> _What is required_
Leave out the pictures and set down exactly the lines from the start of the listing through the one with "175, 182, 189];", both included.

> _Source excerpt_
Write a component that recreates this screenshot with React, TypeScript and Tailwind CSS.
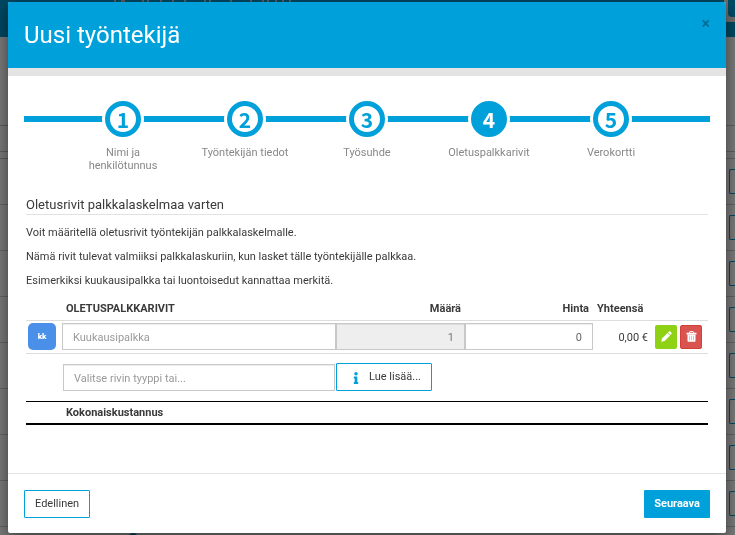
import { useState } from "react";
import { FaInfo } from "react-icons/fa";
import clsx from "clsx";

const STEPS = [
  "Nimi ja henkilötunnus",
  "Työntekijän tiedot",
  "Työsuhde",
  "Oletuspalkkarivit",
  "Verokortti",
];

const INTRO = [
  "Voit määritellä oletusrivit työntekijän palkkalaskelmalle.",
  "Nämä rivit tulevat valmiiksi palkkalaskuriin, kun lasket tälle työntekijälle palkkaa.",
  "Esimerkiksi kuukausipalkka tai luontoisedut kannattaa merkitä.",
];

const TITLE_MARKS = [14, 21, 23, 42, 47, 60, 72, 84, 104, 109, 130, 150, 162, 167, 175, 182, 189];

const inputClass =
  "block h-[27px] w-full border border-[#c8c8c8] px-2.5 pt-px text-[11px] shadow-[inset_0_1px_1px_rgba(0,0,0,0.075)] outline-none placeholder:text-[#9a9a9a]";

function PencilIcon() {
  return (
    <svg viewBox="0 0 11 11" className="size-[11px]" fill="currentColor" aria-hidden="true">
      <path d="M7.900.6c.4-.4 1-.4 1.400 0l1.100 1.100c.4.4.4 1 0 1.400l-.9.9L7 1.500z" />
      <path d="M6.500 1.900 9.100 4.500 3.600 10 .3 10.700 1 7.400z" />
    </svg>
  );
}

function TrashIcon() {
  return (
    <svg viewBox="0 0 11 11" className="size-[11px]" fill="none" aria-hidden="true">
      <path d="M3.500 2V1.200c0-.4.3-.7.7-.7h2.600c.4 0 .7.3.7.7V2" stroke="currentColor" />
      <path d="M.5 1.700h10v1.800H.5z" fill="currentColor" />
      <path d="M1.500 3.500h8v6.200c0 .6-.4 1-1 1h-6c-.6 0-1-.4-1-1z" fill="currentColor" />
      <path d="M3.500 4.800v4.500M5.500 4.800v4.500M7.500 4.800v4.500" stroke="#d9534f" strokeWidth=".4" />
    </svg>
  );
}

function PageBehind() {
  return (
    <div className="fixed inset-0 overflow-hidden bg-[#f2f2f2]" aria-hidden="true">
      <div className="flex h-[37px] items-start justify-between bg-[#0090c5]">
        <svg width="195" height="2" className="ml-[100px]" fill="#e8c8b8" fillOpacity=".75">
          {TITLE_MARKS.map((x) => (
            <rect key={x} x={x} width="2" height="2" />
          ))}
        </svg>
        <div className="h-[22px] w-[11px] bg-[#e4dcd8] pl-1">
          <div className="h-[17px] w-10 rounded-bl-sm bg-[#0098d0]" />
        </div>
      </div>
      <div className="h-[89px] border-b border-[#bbb]" />
      <div className="h-[26px] border-b border-[#bbb]" />
      <div className="h-[7px] border-b border-[#bbb]" />
      {[1, 2, 3, 4, 5, 6, 7, 8].map((n) => (
        <div key={n} className="flex h-[46px] justify-end border-b border-[#c4c4c4] pt-2.5">
          <div className="h-[25px] w-1.5 rounded-l-xs border border-r-0 border-[#0090c5]" />
        </div>
      ))}
      <div className="absolute -bottom-2 left-32 size-2.5 rounded-full bg-[#0090c5]" />
    </div>
  );
}

function Steps({ current }: { current: number }) {
  return (
    <div className="relative mx-4 px-[38px] pt-[25px]">
      <div className="absolute inset-x-0 top-10 h-1.5 bg-[#00a0da]" />
      <ol className="relative grid grid-cols-5">
        {STEPS.map((label, i) => (
          <li
            key={label}
            className="flex flex-col items-center text-center text-[11px] leading-[13px] text-[#888]"
          >
            <span className="-mt-[3px] rounded-full bg-white p-[3px]">
              <span
                className={clsx(
                  "grid size-9 place-items-center rounded-full border-5 border-[#00a0da] font-['Noto_Sans_CJK_SC','Roboto',sans-serif] text-[21px] leading-none font-bold",
                  i + 1 === current ? "bg-[#00a0da] text-white" : "bg-white text-[#00a0da]"
                )}
              >
                {i + 1}
              </span>
            </span>
            <span className="mt-1.5 w-20 whitespace-nowrap">
              <span className={clsx("block", i === 0 ? "whitespace-normal" : "-mx-4")}>{label}</span>
            </span>
          </li>
        ))}
      </ol>
    </div>
  );
}

function RowsTable() {
  const [name, setName] = useState("");
  const [price, setPrice] = useState("0");
  const [type, setType] = useState("");

  return (
    <table className="w-full table-fixed border-collapse text-[11px]">
      <colgroup>
        <col className="w-9" />
        <col />
        <col className="w-[129px]" />
        <col className="w-32" />
        <col className="w-[62px]" />
        <col className="w-[53px]" />
      </colgroup>
      <thead>
        <tr className="h-[23px] border-b border-[#ddd]">
          <th />
          <th className="pt-px pl-1 text-left">OLETUSPALKKARIVIT</th>
          <th className="pt-px pr-1 text-right">Määrä</th>
          <th className="pt-px pr-1 text-right">Hinta</th>
          <th className="pt-px pl-1 text-left">Yhteensä</th>
          <th />
        </tr>
      </thead>
      <tbody>
        <tr className="h-[33px] border-b border-[#ddd]">
          <td className="pl-0.5">
            <span className="grid h-[27px] w-7 place-items-center rounded-[5px] bg-[#4a90e8] text-[8px] font-black text-white">
              kk
            </span>
          </td>
          <td>
            <input
              className={inputClass}
              aria-label="Oletuspalkkarivi"
              placeholder="Kuukausipalkka"
              value={name}
              onChange={(e) => setName(e.target.value)}
            />
          </td>
          <td>
            <input
              className={clsx(inputClass, "bg-[#eee] text-right text-[#777]")}
              aria-label="Määrä"
              value="1"
              readOnly
            />
          </td>
          <td>
            <input
              className={clsx(inputClass, "text-right text-[#666]")}
              aria-label="Hinta"
              value={price}
              onChange={(e) => setPrice(e.target.value)}
            />
          </td>
          <td className="pt-1 pr-[7px] text-right">0,00 €</td>
          <td>
            <div className="flex gap-[3px]">
              <button
                aria-label="Muokkaa"
                className="grid h-6 w-[22px] place-items-center rounded-xs bg-[#8fd114] text-white"
              >
                <PencilIcon />
              </button>
              <button
                aria-label="Poista"
                className="grid h-6 w-[22px] place-items-center rounded-xs border border-[#d43f3a] bg-[#d9534f] text-white"
              >
                <TrashIcon />
              </button>
            </div>
          </td>
        </tr>
        <tr className="h-12">
          <td />
          <td colSpan={5}>
            <div className="flex items-end pl-px">
              <div className="w-[272px]">
                <input
                  className={inputClass}
                  aria-label="Rivin tyyppi"
                  placeholder="Valitse rivin tyyppi tai..."
                  value={type}
                  onChange={(e) => setType(e.target.value)}
                />
              </div>
              <button className="ml-px flex h-7 w-24 items-center rounded-[1px] border border-[#00a0da] pt-px pl-4">
                <FaInfo className="mr-2.5 h-3 w-1.5 text-[#00a0da]" />
                Lue lisää...
              </button>
            </div>
          </td>
        </tr>
      </tbody>
      <tfoot>
        <tr className="h-[23px] border-t border-b-2 border-black">
          <td />
          <th colSpan={5} className="pt-0.5 pl-1 text-left">
            Kokonaiskustannus
          </th>
        </tr>
      </tfoot>
    </table>
  );
}

export default function App() {
  return (
    <div className="min-h-screen font-['Roboto',sans-serif] text-[#3a3a3a]">
      <PageBehind />
      <div className="fixed inset-0 bg-black/50" />

      <div
        role="dialog"
        aria-labelledby="dialog-title"
        className="relative top-0.5 mr-[9px] ml-2 rounded-xs bg-white shadow-[0_5px_15px_rgba(0,0,0,0.5)]"
      >
        <header className="flex items-start justify-between rounded-t-xs border-b-8 border-[#e4e4e4] bg-[#00a0da] px-4 pb-[17px]">
          <h1 id="dialog-title" className="pt-[17px] text-2xl text-white">
            Uusi työntekijä
          </h1>
          <button aria-label="Sulje" className="pt-3.5 text-base leading-4 font-bold text-black/30">
            ×
          </button>
        </header>

        <Steps current={4} />

        <main className="px-[18px] pt-[23px]">
          <h2 className="border-b border-[#e2e2e2] pt-px text-[13px] leading-[18px]">
            Oletusrivit palkkalaskelmaa varten
          </h2>
          <div className="mt-1.5 mb-1 text-[11px] leading-6">
            {INTRO.map((text) => (
              <p key={text}>{text}</p>
            ))}
          </div>
          <RowsTable />
        </main>

        <footer className="mt-12 flex justify-between border-t border-[#e4e4e4] p-4 pb-[15px] text-[11px]">
          <button className="h-7 rounded-[1px] border border-[#00a0da] px-2.5 pt-px">
            Edellinen
          </button>
          <button className="h-7 rounded-[1px] bg-[#00a0da] px-2.5 pt-px font-bold text-white">
            Seuraava
          </button>
        </footer>
      </div>
    </div>
  );
}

> _Answer below_
Write a component that recreates this screenshot with React, TypeScript and Tailwind CSS.
import { useState } from "react";
import { FaInfo } from "react-icons/fa";
import clsx from "clsx";

const STEPS = [
  "Nimi ja henkilötunnus",
  "Työntekijän tiedot",
  "Työsuhde",
  "Oletuspalkkarivit",
  "Verokortti",
];

const INTRO = [
  "Voit määritellä oletusrivit työntekijän palkkalaskelmalle.",
  "Nämä rivit tulevat valmiiksi palkkalaskuriin, kun lasket tälle työntekijälle palkkaa.",
  "Esimerkiksi kuukausipalkka tai luontoisedut kannattaa merkitä.",
];

const TITLE_MARKS = [14, 21, 23, 42, 47, 60, 72, 84, 104, 109, 130, 150, 162, 167, 175, 182, 189];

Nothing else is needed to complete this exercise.